India's greatest treasure, the Taj Mahal, escaped serious damage from the recent heavy flooding in Northern India.
GV Taj Mahal.
LV Belching smoke stacks from power stations in surrounding rural and industrial area of Taj Mahal. (6 SHOTS)
GV OF Taj Mahal through tunnel ZOOM IN TO palace.
GV Surrounding buildings on grounds of palace PAN TO Taj Mahal.
CU AND TILT UP OF Ornamental tower.
GV OF People on grounds of palace TILT UP TO dome. (2 SHOTS)
CU & PAN Hand points to damage in white marble caused by pollution. (3 SHOTS)
GV New site for oil refinery from roadside as traffic passes ZOOM INTO GV OF oil refinery works. (2 SHOTS)
CU ZOOM OUT TO SV Tourists photographing Taj Mahal.
CU AND PAN Intricate engraving on building.
SV OF Tourists PULL OUT TO GV OF Taj Mahal.

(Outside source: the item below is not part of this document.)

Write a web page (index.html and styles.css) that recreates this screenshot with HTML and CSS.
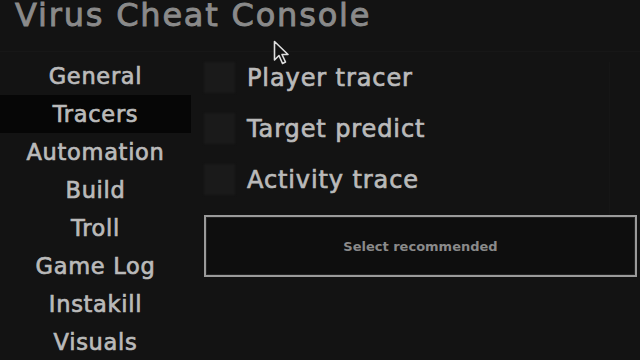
FILE: index.html
```html
<!DOCTYPE html>
<html>
<head>
<meta charset="utf-8">
<link rel="stylesheet" href="styles.css">
</head>
<body>
<div class="app">
  <header class="titlebar"><h1 class="title">Virus Cheat Console</h1></header>
  <div class="main">
    <nav class="sidebar">
      <div class="nav-item">General</div>
      <div class="nav-item active">Tracers</div>
      <div class="nav-item">Automation</div>
      <div class="nav-item">Build</div>
      <div class="nav-item">Troll</div>
      <div class="nav-item">Game Log</div>
      <div class="nav-item">Instakill</div>
      <div class="nav-item">Visuals</div>
    </nav>
    <section class="content">
      <div class="options">
        <label class="option"><span class="check"></span><span class="opt-label">Player tracer</span></label>
        <label class="option"><span class="check"></span><span class="opt-label">Target predict</span></label>
        <label class="option"><span class="check"></span><span class="opt-label">Activity trace</span></label>
      </div>
      <button class="btn">Select recommended</button>
    </section>
  </div>
  <svg class="cursor" width="18" height="26" viewBox="0 0 18 26"><path d="M1.5 1.5 L1.5 20 L6 15.5 L9.5 23.5 L12.5 22 L9 14.5 L15 14.5 Z" fill="#111" stroke="#ddd" stroke-width="1.6" stroke-linejoin="round"/></svg>
</div>
</body>
</html>
```
FILE: styles.css
```css
html, body {
  margin: 0;
  padding: 0;
  background: #131313;
}
.app {
  position: relative;
  width: 640px;
  height: 360px;
  overflow: hidden;
  background: #131313;
  font-family: "DejaVu Sans", Verdana, sans-serif;
}
.titlebar {
  height: 52px;
  border-bottom: 1px solid #171717;
  box-sizing: border-box;
}
.title {
  margin: 0;
  padding: 0 0 0 15px;
  font-size: 32px;
  font-weight: normal;
  line-height: 31px;
  color: #8a8a8a;
  letter-spacing: 1.8px;
  -webkit-text-stroke: 0.9px #8a8a8a;
}
.main {
  display: flex;
  height: 308px;
}
.sidebar {
  width: 191px;
  display: flex;
  flex-direction: column;
  padding-top: 5px;
}
.nav-item {
  height: 38.2px;
  line-height: 38px;
  text-align: center;
  font-size: 22.5px;
  letter-spacing: 0.7px;
  color: #bababa;
  -webkit-text-stroke: 0.7px #bababa;
}
.nav-item.active {
  background: #060606;
}
.content {
  flex: 1;
  padding: 10px 3px 0 13px;
  display: flex;
  flex-direction: column;
}
.options {
  display: flex;
  flex-direction: column;
  gap: 20px;
  padding-bottom: 20px;
  border-right: 1px solid #161616;
  margin-right: 27px;
}
.option {
  display: flex;
  align-items: center;
  height: 31px;
  gap: 12px;
}
.check {
  width: 31px;
  height: 31px;
  background: #1a1a1a;
  filter: blur(1px);
}
.opt-label {
  font-size: 24px;
  letter-spacing: 0.9px;
  color: #bababa;
  -webkit-text-stroke: 0.7px #bababa;
}
.btn {
  height: 62px;
  margin-top: 0;
  background: #0e0e0e;
  border: 2px solid #9a9a9a;
  box-shadow: inset 0 0 0 1px #222;
  color: #8a8a8a;
  font-family: "DejaVu Sans", Verdana, sans-serif;
  font-size: 13px;
  font-weight: bold;
  padding: 0;
}
.cursor {
  position: absolute;
  left: 273px;
  top: 40px;
}
```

MONCKTON:"The latest threat to the Taj Mahal and the most serious so far is also man-made. Some experts have estimated that uncontrolled pollution could cause the Taj to crumble away within a decade. Throughout Northern India, power stations are coal-fired and dirty. Until very recently they have been springing up without environmental impact studies to meet the demands of new industrial growth centres from Delhi to Agra, to town of the Taj, and further along the Northern Gangetic Plain. the magnificent mausoleum built by Shah Jahan 300 years ago, in memory of his wife Mumtaz, has shown more wear in the last decade then in its first 30. An expert environmental committee in a report just tabled in the Indian Parliament has warned of the danger, and has called for the complete shut-down of two power stations nearby, the closure of some Agra industrial plants and the relocation of others. The brilliant white marble and the red sandstone of the Taj Mahal is being attacked by stone cancer, a term used to describe the disintegration of the fine calcium carbonate crystals which hold the marble together. It's caused by sulphur pollutants, which, when mixed with the moisture of the atmosphere turns to destructive sulphuric acid. Environmentalists want to stop the construction of a new oil refinery 40 kms up-wind. The government hasn't made a final decision, but has taken pollution control studies out of the hands of the state oil corporation and given it to an independent agency. The move hasn't placated those who say that India is in danger of losing one of the last of the great wonders of the world. Peter Monckton in Agra for ABC News.
REPORTER: PETER MONCKTON
Script is copyright Reuters Limited. All rights reserved
Background: India's greatest treasure, the Taj Mahal, escaped serious damage from the recent heavy flooding in Northern India. At the height of the floods, the marble monument was surrounded by more than four metres (12 feet) of water. Since then work has begun to divert the flow of the Jumna River, which runs nearby. However, the Taj Mahal faces a more serious long term threat -- industrial pollution. Fumes from surrounding industrial centres are eating into the delicate facade of the structure. Experts have warned that this trend will soon become irreversible unless some emergency action is taken. A report from Peter Monckton of the ABC.